PyTorch problem
Predrag Punosevac
predragp at andrew.cmu.edu
Wed Sep 5 17:22:49 EDT 2018
People should use /opt/rh/rh-python36
I did install /opt/miniconda3
but I am not a big fan.
Predrag
On Wed, Sep 5, 2018 at 5:12 PM, Benedikt Boecking <boecking at andrew.cmu.edu>
wrote:
> Not sure this will help, but I (very) recently had issues with software
> installed via conda linking to some of my local python installations.

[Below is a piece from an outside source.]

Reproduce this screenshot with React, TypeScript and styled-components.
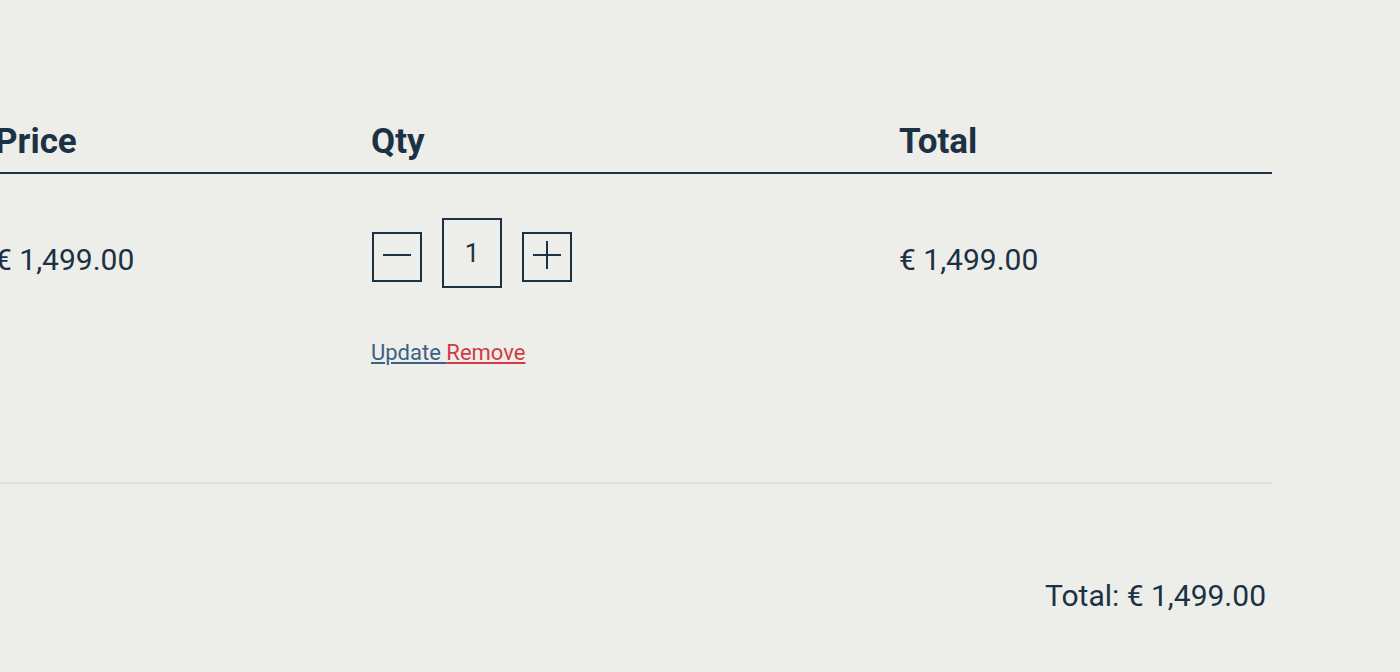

> Removing and reinstalling the packages did not help. Ultimately, I removed
> all my local installs in ~/.local/lib/python* and installed conda again
> from scratch. It has been working like a charm since then.
>
> Best,
> Ben
>
>
>
> On Sep 5, 2018, at 5:07 PM, Emre Yolcu <eyolcu at cs.cmu.edu> wrote:
>
> Manzil, could you share your `conda env export` (or equivalent) output for
> the environment you use for pytorch? It's still not working for me after
> reboot, maybe I can try replicating your exact setup and try with that.
>
> Thanks,
>
> Emre
>
> On Wed, Sep 5, 2018 at 4:56 PM, Predrag Punosevac <predragp at andrew.cmu.edu
> > wrote:
>
>> Manzil Zaheer <manzil at cmu.edu> wrote:
>>
>> > It was working me before reboot as well. PyTorch does work on all
>> > nodes for me.
>>
>> Aha! Gotcha.
>>
>> >
>> > I am trying to say is that i think it is not issue at system level but
>> > at user account level. I might be wrong though.
>>
>> That was my hunch as well. They were trying to convince me in a 150
>> e-mails chain over the weekend that pytorch was broken when I replaced a
>> failed HDD on the main file server. That didn't make any sense.
>>
>> Could you please share your binaries and setup with outher pytorch
>> users?
>>
>> Cheers,
>> Predrag
>>
>> >
>> >
>> > -------- Original message --------
>> > From: Predrag Punosevac <predragp at andrew.cmu.edu>
>> > Date: 9/5/18 4:44 PM (GMT-05:00)
>> > To: Manzil Zaheer <manzil at cmu.edu>
>> > Cc: Biswajit Paria <bparia at cs.cmu.edu>, Yichong Xu <yichongx at cs.cmu.edu>,
>> Emre Yolcu <eyolcu at cs.cmu.edu>, users at autonlab.org
>> > Subject: Re: PyTorch problem
>> >
>> > Should I go ahead and reboot all GPU computing nodes? Can somebody else
>> confirm that a reboot fixes the issue?
>> >
>> > Predrag
>> >
>> > On Wed, Sep 5, 2018 at 4:42 PM, Manzil Zaheer <manzil at cmu.edu<mailto:
>> manzil at cmu.edu>> wrote:
>> > It does work for me and my friends
>> >
>> >
>> >
>> >
>> > -------- Original message --------
>> > From: Predrag Punosevac <predragp at andrew.cmu.edu<mailto:
>> predragp at andrew.cmu.edu>>
>> > Date: 9/5/18 4:40 PM (GMT-05:00)
>> > To: Biswajit Paria <bparia at cs.cmu.edu<mailto:bparia at cs.cmu.edu>>
>> > Cc: Manzil Zaheer <manzil at cmu.edu<mailto:manzil at cmu.edu>>, Yichong Xu <
>> yichongx at cs.cmu.edu<mailto:yichongx at cs.cmu.edu>>, Emre Yolcu <
>> eyolcu at cs.cmu.edu<mailto:eyolcu at cs.cmu.edu>>, users at autonlab.org<mailto:
>> users at autonlab.org>
>> > Subject: Re: PyTorch problem
>> >
>> > I just rebooted GPU8. All packages are up to date. NVidia driver
>> appears to be working properly and I can do GPU computations from MATLAB.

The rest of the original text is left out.